I had a related feeling after reading The Hardware Hacker by Andrew Huang, although it was more on the technical side. I realized that I could spend the rest of my life exploring the capabilities & architecture of the dumpiest computer I own and barely glimpse its horizons. Everything I needed was already sitting under my desk, moldering.

heavyrain266

Great read to be honest, I kinda felt like a target audience for this machine, but then also ran into a need of a new MacBook (to retire Intel one) for outdoors programming and photo/video editing. Neo is an amazing choice for hobby/beginner photographers and programmers (on iPadOS, you can’t easily write code and commit changes) Considered the Air model as well, but then it doesn’t include HDR, and display is limited to 60Hz.
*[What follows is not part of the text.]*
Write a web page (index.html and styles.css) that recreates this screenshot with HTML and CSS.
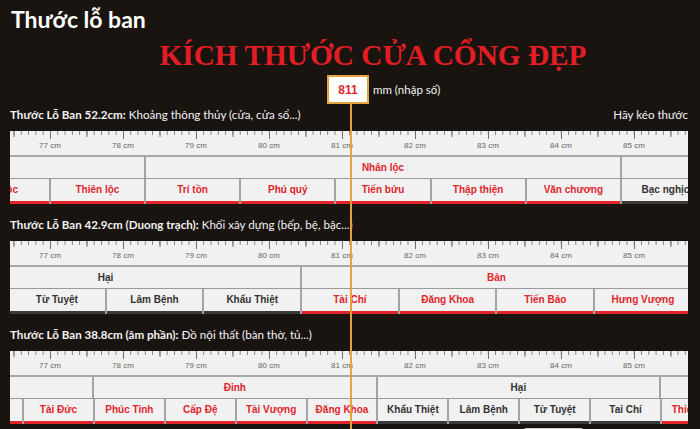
FILE: index.html
```html
<!DOCTYPE html>
<html lang="vi">
<head>
    <meta charset="UTF-8">
    <meta name="viewport" content="width=device-width, initial-scale=1.0">
    <title>Thước lỗ ban</title>
    <link rel="stylesheet" href="styles.css">
</head>
<body>
    <div class="page">
        <h1 class="title">Thước lỗ ban</h1>
        <h2 class="headline">KÍCH THƯỚC CỬA CỔNG ĐẸP</h2>

        <div class="input-row">
            <input class="mm-input" type="text" value="811">
            <span class="unit">mm (nhập số)</span>
        </div>

        <!-- thước 52.2cm -->
        <section class="block r52">
            <div class="caption">
                <p><b>Thước Lỗ Ban 52.2cm:</b> Khoảng thông thủy (cửa, cửa sổ...)</p>
                <span class="hint">Hãy kéo thước</span>
            </div>
            <div class="ruler">
                <div class="scale">
                    <span>77 cm</span><span>78 cm</span><span>79 cm</span><span>80 cm</span><span>81 cm</span>
                    <span>82 cm</span><span>83 cm</span><span>84 cm</span><span>85 cm</span>
                </div>
                <div class="row cung-row">
                    <div class="cell good">Thiên tài</div>
                    <div class="cell good">Nhân lộc</div>
                    <div class="cell bad">Cô độc</div>
                </div>
                <div class="row sub-row">
                    <div class="cell good">Tài lộc</div>
                    <div class="cell good">Thiên lộc</div>
                    <div class="cell good">Trí tồn</div>
                    <div class="cell good">Phú quý</div>
                    <div class="cell good">Tiến bửu</div>
                    <div class="cell good">Thập thiện</div>
                    <div class="cell good">Văn chương</div>
                    <div class="cell bad">Bạc nghịch</div>
                </div>
            </div>
        </section>

        <!-- thước 42.9cm -->
        <section class="block r429">
            <div class="caption">
                <p><b>Thước Lỗ Ban 42.9cm (Duong trạch):</b> Khối xây dựng (bếp, bệ, bậc...)</p>
            </div>
            <div class="ruler">
                <div class="scale">
                    <span>77 cm</span><span>78 cm</span><span>79 cm</span><span>80 cm</span><span>81 cm</span>
                    <span>82 cm</span><span>83 cm</span><span>84 cm</span><span>85 cm</span>
                </div>
                <div class="row cung-row">
                    <div class="cell bad">Hại</div>
                    <div class="cell good">Bản</div>
                </div>
                <div class="row sub-row">
                    <div class="cell bad">Từ Tuyệt</div>
                    <div class="cell bad">Lâm Bệnh</div>
                    <div class="cell bad">Khẩu Thiệt</div>
                    <div class="cell good">Tài Chí</div>
                    <div class="cell good">Đăng Khoa</div>
                    <div class="cell good">Tiến Bảo</div>
                    <div class="cell good">Hưng Vượng</div>
                </div>
            </div>
        </section>

        <!-- thước 38.8cm -->
        <section class="block r388">
            <div class="caption">
                <p><b>Thước Lỗ Ban 38.8cm (âm phần):</b> Đồ nội thất (bàn thờ, tủ...)</p>
            </div>
            <div class="ruler">
                <div class="scale">
                    <span>77 cm</span><span>78 cm</span><span>79 cm</span><span>80 cm</span><span>81 cm</span>
                    <span>82 cm</span><span>83 cm</span><span>84 cm</span><span>85 cm</span>
                </div>
                <div class="row cung-row">
                    <div class="cell good">Tài</div>
                    <div class="cell good">Đinh</div>
                    <div class="cell bad">Hại</div>
                    <div class="cell good">Vượng</div>
                </div>
                <div class="row sub-row">
                    <div class="cell good">Bảo Khố</div>
                    <div class="cell good">Tài Đức</div>
                    <div class="cell good">Phúc Tinh</div>
                    <div class="cell good">Cấp Đệ</div>
                    <div class="cell good">Tài Vượng</div>
                    <div class="cell good">Đăng Khoa</div>
                    <div class="cell bad">Khẩu Thiệt</div>
                    <div class="cell bad">Lâm Bệnh</div>
                    <div class="cell bad">Từ Tuyệt</div>
                    <div class="cell bad">Tai Chí</div>
                    <div class="cell good">Thiên Đức</div>
                </div>
            </div>
        </section>

        <div class="actions">
            <button class="btn" type="button">Xem</button>
        </div>

        <!-- kim chỉ vị trí đang đo -->
        <div class="pointer"></div>
    </div>
</body>
</html>
```

FILE: styles.css
```css
body {
    margin: 0;
    background-color: #1a1411;
    color: #f2f2f2;
    font-family: Lato, "Open Sans", sans-serif;
    overflow: hidden;
}
.page {
    position: relative;
    padding: 0 12px 0 10px;
}
.title {
    margin: 0;
    padding: 6px 0 0 1px;
    font-size: 23px;
    line-height: 26px;
    font-weight: 700;
    color: #fff;
}
.headline {
    margin: 6px 0 0;
    padding-left: 48px;
    text-align: center;
    font-family: "Liberation Serif", serif;
    font-size: 29.3px;
    line-height: 34px;
    font-weight: 700;
    color: #e31d24;
}
.input-row {
    display: flex;
    align-items: center;
    margin: 3px 0 0 317px;
}
.mm-input {
    box-sizing: border-box;
    width: 42px;
    height: 29px;
    padding: 0;
    border: 2px solid #e2a43c;
    background: #fff;
    text-align: center;
    font-family: "Liberation Sans", Arial, sans-serif;
    font-size: 12px;
    font-weight: 700;
    color: #e0252b;
}
.unit {
    margin-left: 4px;
    font-size: 11.5px;
}

/* mỗi khối thước */
.block {
    margin-bottom: 13px;
}
.block:first-of-type .caption {
    margin-top: 3px;
}
.caption {
    display: flex;
    justify-content: space-between;
    margin-bottom: 8px;
    font-size: 11.6px;
    line-height: 16px;
}
.caption p {
    margin: 0;
}
.ruler {
    background-color: #f1f1f1;
    overflow: hidden;
    font-family: "Liberation Sans", Arial, sans-serif;
}
.scale {
    display: flex;
    height: 24px;
    padding-left: 3.5px;
    border-bottom: 2px solid #a8a8a8;
    background-image:
        linear-gradient(90deg, #707070 1px, transparent 1px),
        linear-gradient(90deg, #707070 1px, transparent 1px),
        linear-gradient(90deg, #808080 1px, transparent 1px);
    background-size: 73px 8px, 73px 6px, 7.3px 4px;
    background-position: 40px 0, 76.5px 0, 3.5px 0;
    background-repeat: repeat-x;
}
.scale span {
    flex: none;
    width: 73px;
    padding-top: 10px;
    text-align: center;
    font-size: 8px;
    line-height: 10px;
    color: #666;
}
.row {
    display: flex;
}
.cell {
    flex: none;
    box-sizing: border-box;
    border-left: 2px solid #a3a3a3;
    text-align: center;
    font-size: 10px;
    font-weight: 700;
    white-space: nowrap;
    overflow: hidden;
}
.cell.good {
    color: #e0252b;
}
.cell.bad {
    color: #333;
}
.cung-row {
    height: 21px;
    border-bottom: 1px solid #9a9a9a;
}
.cung-row .cell {
    line-height: 22px;
}
.sub-row {
    height: 25px;
}
.sub-row .cell {
    height: 25px;
    padding-bottom: 3px;
    line-height: 22px;
}
.sub-row .cell.good {
    box-shadow: inset 0 -3px 0 #e3242b;
}
.sub-row .cell.bad {
    box-shadow: inset 0 -3px 0 #3a3a3a;
}

/* kích thước cung theo từng loại thước */
.r52 .cung-row .cell { width: 476px; }
.r52 .sub-row .cell { width: 95.2px; }
.r52 .cung-row { margin-left: -342px; }
.r52 .sub-row { margin-left: -56.4px; }

.r429 .cung-row .cell { width: 390.8px; }
.r429 .sub-row .cell { width: 97.7px; }
.r429 .cung-row { margin-left: -100.8px; }
.r429 .sub-row { margin-left: -3px; }

.r388 .cung-row .cell { width: 283.6px; }
.r388 .sub-row .cell { width: 70.9px; }
.r388 .cung-row { margin-left: -201.6px; }
.r388 .sub-row { margin-left: -58.9px; }

.actions {
    display: flex;
    margin: -9px 0 0 513px;
}
.btn {
    width: 61px;
    height: 24px;
    border: 1px solid #d0d0d0;
    border-radius: 3px;
    background: transparent;
    color: #eee;
    font-family: Lato, sans-serif;
    font-size: 12px;
}
.pointer {
    position: absolute;
    left: 350px;
    top: 104px;
    width: 2px;
    height: 400px;
    background-color: #e8a33c;
}
```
Next obvious choice is, of course the Pro model, as you start adding stuff like nanostructured display, final cost quickly builds up.

Teckla

The author of this article does a little Chromebook bashing from a place of ignorance.

On ChromeOS, you can enable something called Crostini. It's a Linux container. In there, you can run any Linux software — including Blender. I've also run irssi, WeeChat, Krita, gVim, VS Code, gcc, clang, Go... even Luanti (formerly Minetest). It all works fine.

So, no: Google is NOT deciding the user can't run Blender on their Chromebook, because they CAN.